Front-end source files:
** start **

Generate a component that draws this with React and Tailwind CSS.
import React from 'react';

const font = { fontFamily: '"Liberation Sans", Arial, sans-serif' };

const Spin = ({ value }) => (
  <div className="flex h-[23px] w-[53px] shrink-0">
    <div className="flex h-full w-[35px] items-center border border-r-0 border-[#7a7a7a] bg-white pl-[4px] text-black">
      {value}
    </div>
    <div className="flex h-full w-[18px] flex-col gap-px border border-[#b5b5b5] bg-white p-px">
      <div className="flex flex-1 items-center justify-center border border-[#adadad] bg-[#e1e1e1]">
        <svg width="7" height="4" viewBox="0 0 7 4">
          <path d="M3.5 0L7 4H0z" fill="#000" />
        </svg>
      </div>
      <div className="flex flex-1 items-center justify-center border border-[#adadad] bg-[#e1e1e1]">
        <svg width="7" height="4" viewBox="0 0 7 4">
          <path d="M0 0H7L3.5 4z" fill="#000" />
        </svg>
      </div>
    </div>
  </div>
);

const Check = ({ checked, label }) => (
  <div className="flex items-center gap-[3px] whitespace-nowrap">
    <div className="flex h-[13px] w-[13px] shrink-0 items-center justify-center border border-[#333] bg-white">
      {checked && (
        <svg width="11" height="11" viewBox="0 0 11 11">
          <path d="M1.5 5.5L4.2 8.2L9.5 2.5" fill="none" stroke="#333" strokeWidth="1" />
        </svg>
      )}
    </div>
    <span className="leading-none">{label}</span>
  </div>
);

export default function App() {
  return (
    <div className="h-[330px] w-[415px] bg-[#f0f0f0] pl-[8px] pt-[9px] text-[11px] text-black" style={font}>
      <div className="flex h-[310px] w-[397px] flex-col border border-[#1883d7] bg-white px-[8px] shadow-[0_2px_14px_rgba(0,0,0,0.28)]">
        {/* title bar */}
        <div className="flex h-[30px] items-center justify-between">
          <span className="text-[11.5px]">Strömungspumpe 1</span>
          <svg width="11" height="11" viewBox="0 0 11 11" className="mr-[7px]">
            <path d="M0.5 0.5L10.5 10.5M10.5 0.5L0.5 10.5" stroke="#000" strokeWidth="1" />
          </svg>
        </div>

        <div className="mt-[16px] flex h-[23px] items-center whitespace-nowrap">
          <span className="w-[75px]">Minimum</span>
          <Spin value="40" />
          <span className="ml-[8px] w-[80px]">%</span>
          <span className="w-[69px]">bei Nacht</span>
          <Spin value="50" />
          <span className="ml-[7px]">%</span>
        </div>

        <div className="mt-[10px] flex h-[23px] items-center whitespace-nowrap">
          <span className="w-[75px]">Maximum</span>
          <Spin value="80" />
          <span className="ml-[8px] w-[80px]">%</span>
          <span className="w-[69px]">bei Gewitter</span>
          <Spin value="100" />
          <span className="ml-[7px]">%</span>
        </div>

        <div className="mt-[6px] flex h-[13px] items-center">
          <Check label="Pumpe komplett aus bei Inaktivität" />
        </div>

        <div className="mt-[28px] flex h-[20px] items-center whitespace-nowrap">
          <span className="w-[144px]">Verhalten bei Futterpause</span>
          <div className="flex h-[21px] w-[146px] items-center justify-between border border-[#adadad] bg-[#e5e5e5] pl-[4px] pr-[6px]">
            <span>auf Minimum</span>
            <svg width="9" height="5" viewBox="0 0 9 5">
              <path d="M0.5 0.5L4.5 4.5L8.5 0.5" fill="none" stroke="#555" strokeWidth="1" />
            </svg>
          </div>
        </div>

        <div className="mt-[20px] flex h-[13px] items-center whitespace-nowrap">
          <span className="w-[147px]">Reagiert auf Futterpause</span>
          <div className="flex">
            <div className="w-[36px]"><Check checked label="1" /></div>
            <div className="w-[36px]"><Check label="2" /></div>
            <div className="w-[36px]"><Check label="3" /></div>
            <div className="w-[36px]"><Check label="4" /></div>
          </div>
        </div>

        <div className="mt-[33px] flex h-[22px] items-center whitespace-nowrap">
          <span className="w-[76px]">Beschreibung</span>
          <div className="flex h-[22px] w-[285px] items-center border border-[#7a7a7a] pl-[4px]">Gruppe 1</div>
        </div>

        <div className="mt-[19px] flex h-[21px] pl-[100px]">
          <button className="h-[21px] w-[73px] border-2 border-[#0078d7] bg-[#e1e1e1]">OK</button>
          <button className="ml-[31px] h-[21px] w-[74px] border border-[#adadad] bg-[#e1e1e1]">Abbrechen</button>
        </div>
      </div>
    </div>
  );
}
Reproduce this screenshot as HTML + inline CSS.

** end **

Repeat the records above exactly, leaving none out.

= Complete response =
Generate a component that draws this with React and Tailwind CSS.
import React from 'react';

const font = { fontFamily: '"Liberation Sans", Arial, sans-serif' };

const Spin = ({ value }) => (
  <div className="flex h-[23px] w-[53px] shrink-0">
    <div className="flex h-full w-[35px] items-center border border-r-0 border-[#7a7a7a] bg-white pl-[4px] text-black">
      {value}
    </div>
    <div className="flex h-full w-[18px] flex-col gap-px border border-[#b5b5b5] bg-white p-px">
      <div className="flex flex-1 items-center justify-center border border-[#adadad] bg-[#e1e1e1]">
        <svg width="7" height="4" viewBox="0 0 7 4">
          <path d="M3.5 0L7 4H0z" fill="#000" />
        </svg>
      </div>
      <div className="flex flex-1 items-center justify-center border border-[#adadad] bg-[#e1e1e1]">
        <svg width="7" height="4" viewBox="0 0 7 4">
          <path d="M0 0H7L3.5 4z" fill="#000" />
        </svg>
      </div>
    </div>
  </div>
);

const Check = ({ checked, label }) => (
  <div className="flex items-center gap-[3px] whitespace-nowrap">
    <div className="flex h-[13px] w-[13px] shrink-0 items-center justify-center border border-[#333] bg-white">
      {checked && (
        <svg width="11" height="11" viewBox="0 0 11 11">
          <path d="M1.5 5.5L4.2 8.2L9.5 2.5" fill="none" stroke="#333" strokeWidth="1" />
        </svg>
      )}
    </div>
    <span className="leading-none">{label}</span>
  </div>
);

export default function App() {
  return (
    <div className="h-[330px] w-[415px] bg-[#f0f0f0] pl-[8px] pt-[9px] text-[11px] text-black" style={font}>
      <div className="flex h-[310px] w-[397px] flex-col border border-[#1883d7] bg-white px-[8px] shadow-[0_2px_14px_rgba(0,0,0,0.28)]">
        {/* title bar */}
        <div className="flex h-[30px] items-center justify-between">
          <span className="text-[11.5px]">Strömungspumpe 1</span>
          <svg width="11" height="11" viewBox="0 0 11 11" className="mr-[7px]">
            <path d="M0.5 0.5L10.5 10.5M10.5 0.5L0.5 10.5" stroke="#000" strokeWidth="1" />
          </svg>
        </div>

        <div className="mt-[16px] flex h-[23px] items-center whitespace-nowrap">
          <span className="w-[75px]">Minimum</span>
          <Spin value="40" />
          <span className="ml-[8px] w-[80px]">%</span>
          <span className="w-[69px]">bei Nacht</span>
          <Spin value="50" />
          <span className="ml-[7px]">%</span>
        </div>

        <div className="mt-[10px] flex h-[23px] items-center whitespace-nowrap">
          <span className="w-[75px]">Maximum</span>
          <Spin value="80" />
          <span className="ml-[8px] w-[80px]">%</span>
          <span className="w-[69px]">bei Gewitter</span>
          <Spin value="100" />
          <span className="ml-[7px]">%</span>
        </div>

        <div className="mt-[6px] flex h-[13px] items-center">
          <Check label="Pumpe komplett aus bei Inaktivität" />
        </div>

        <div className="mt-[28px] flex h-[20px] items-center whitespace-nowrap">
          <span className="w-[144px]">Verhalten bei Futterpause</span>
          <div className="flex h-[21px] w-[146px] items-center justify-between border border-[#adadad] bg-[#e5e5e5] pl-[4px] pr-[6px]">
            <span>auf Minimum</span>
            <svg width="9" height="5" viewBox="0 0 9 5">
              <path d="M0.5 0.5L4.5 4.5L8.5 0.5" fill="none" stroke="#555" strokeWidth="1" />
            </svg>
          </div>
        </div>

        <div className="mt-[20px] flex h-[13px] items-center whitespace-nowrap">
          <span className="w-[147px]">Reagiert auf Futterpause</span>
          <div className="flex">
            <div className="w-[36px]"><Check checked label="1" /></div>
            <div className="w-[36px]"><Check label="2" /></div>
            <div className="w-[36px]"><Check label="3" /></div>
            <div className="w-[36px]"><Check label="4" /></div>
          </div>
        </div>

        <div className="mt-[33px] flex h-[22px] items-center whitespace-nowrap">
          <span className="w-[76px]">Beschreibung</span>
          <div className="flex h-[22px] w-[285px] items-center border border-[#7a7a7a] pl-[4px]">Gruppe 1</div>
        </div>

        <div className="mt-[19px] flex h-[21px] pl-[100px]">
          <button className="h-[21px] w-[73px] border-2 border-[#0078d7] bg-[#e1e1e1]">OK</button>
          <button className="ml-[31px] h-[21px] w-[74px] border border-[#adadad] bg-[#e1e1e1]">Abbrechen</button>
        </div>
      </div>
    </div>
  );
}
Reproduce this screenshot as HTML + inline CSS.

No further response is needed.